Understanding Brendan Dassey's Sentence: 'Making a Murderer' and the Strickland Standard
The promise that everyone is equal before the law is a broken promise for the poor. - Professor Peter Joy
More disturbing, however, is the footage of Dassey’s former attorney Len Kachinsky and his private investigator. Criminal defense lawyers have a duty to act as zealous advocates for their clients. Instead, Kachinsky is shown in the documentary supporting the prosecution’s case.
The lawyer pressures his client to plead guilty. His private investigator coaches Dassey into a confession, which included gruesome drawings of the alleged crime scene. Kachinsky then arranges a meeting with police officers so they can question Dassey without a lawyer present. In the end, Dassey was convicted of first-degree intentional homicide and sentenced to life in prison.
If Brendan Dassey’s attorney was not considered ineffective, then how egregious does the representation have to be for the Strickland standard to apply?
Strickland v. Washington
In Strickland v. Washington, the defendant pleaded guilty to murder and was sentenced to death. He argued on appeal that his attorney delivered ineffective counsel when he failed to present mitigating evidence at his sentencing hearing that could have spared his life.
The U.S. Supreme Court found that, “The benchmark for judging any claim of ineffectiveness must be whether counsel's conduct so undermined the proper functioning of the adversarial process that the trial cannot be relied on as having produced a just result.”
Based on this finding, the court established a two-pronged test to determine whether the attorney’s conduct met the benchmark for ineffectiveness:
- Did the attorney provide “reasonably effective assistance” considering the totality of the circumstances?
- Is there a reasonable probability that, but for the attorney’s ineffective assistance, the outcome would have been different?

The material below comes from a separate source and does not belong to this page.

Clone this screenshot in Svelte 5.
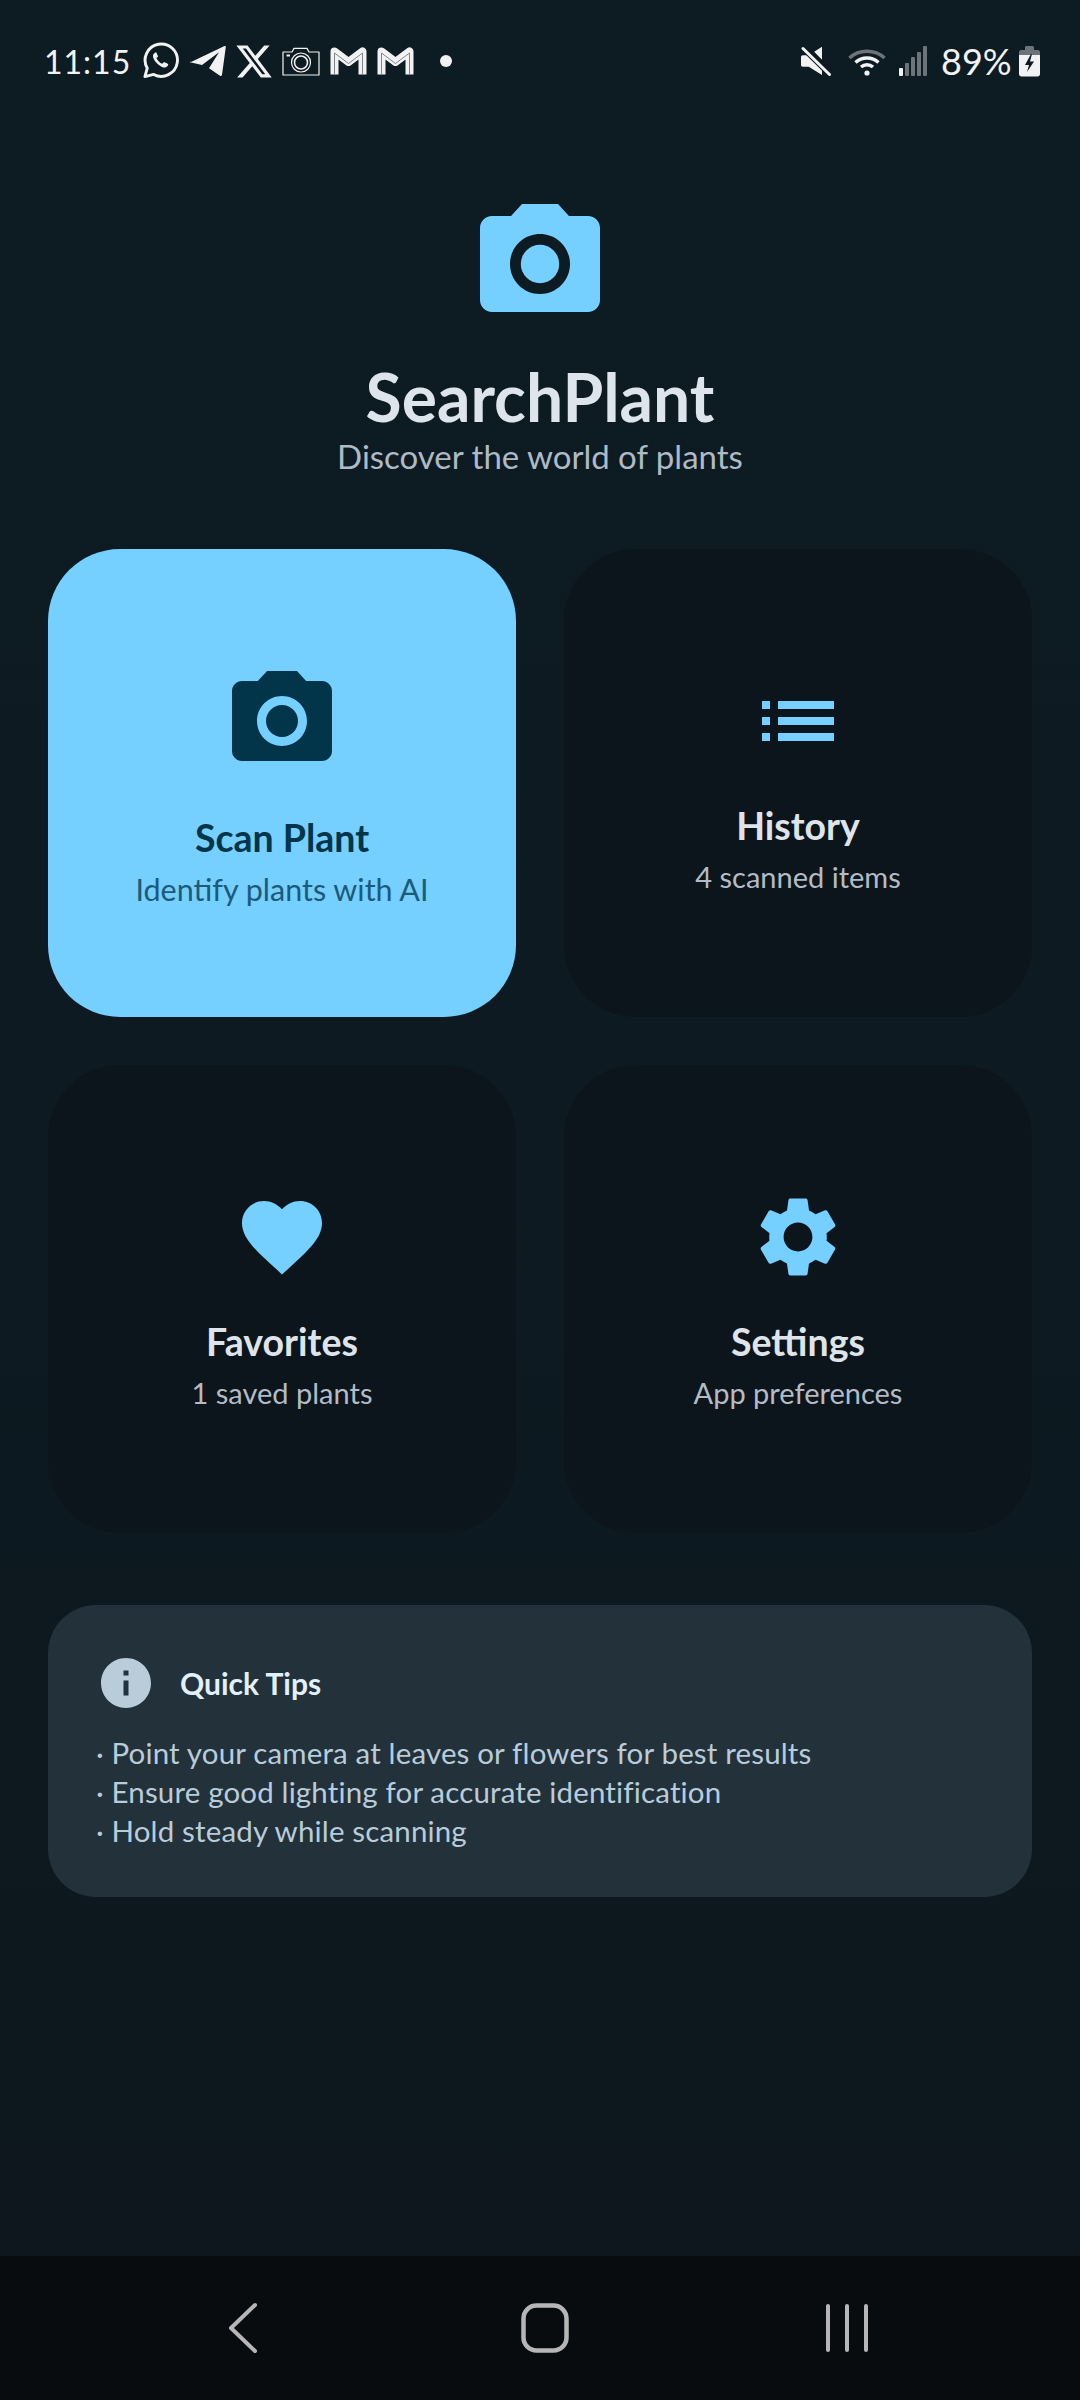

In Dassey’s case, the Wisconsin appellate court rejected his argument that his attorney was ineffective. The court found a strong presumption that Dassey’s lawyer, “rendered adequate assistance and made all significant decisions in the exercise of reasonable professional judgment.”
Having ruled Dassey did not meet the burden on the first prong, the court did not consider the second prong of the Strickland standard.
Unequal Assistance of Counsel
More than 50 years ago, the U.S. Supreme Court ruled in Gideon v. Wainwright that the state must appoint an attorney to felony defendants in need of council. This ruling, in essence, required states to establish public defender systems that, when financially supported and staffed by competent attorneys, successfully protect the rights of defendants.
Unfortunately, defendants who must rely on a public defender system must often accept underfunded attorneys who deliver ineffective counsel because their huge caseloads cause them to be poorly prepared.
This was surely the case for Dassey.
Washington University School of Law Professor Peter Joy explains this inequality in his research paper “Unequal Assistance of Counsel”:
There is now, and has always been, a double standard when it comes to the criminal justice system in the United States. The system is stacked against you if you are a person of color or are poor… . The potential counterweight to such a system, a lawyer by one's side, is unequal as well. In reality, the right to counsel is a right to the unequal assistance of counsel in the United States.
In theory, an objective application of Strickland v. Washington should correct this inequity. However, Joy contends, “As a result of the Strickland standard, only the most outrageous conduct by defense counsel leads to a new trial.”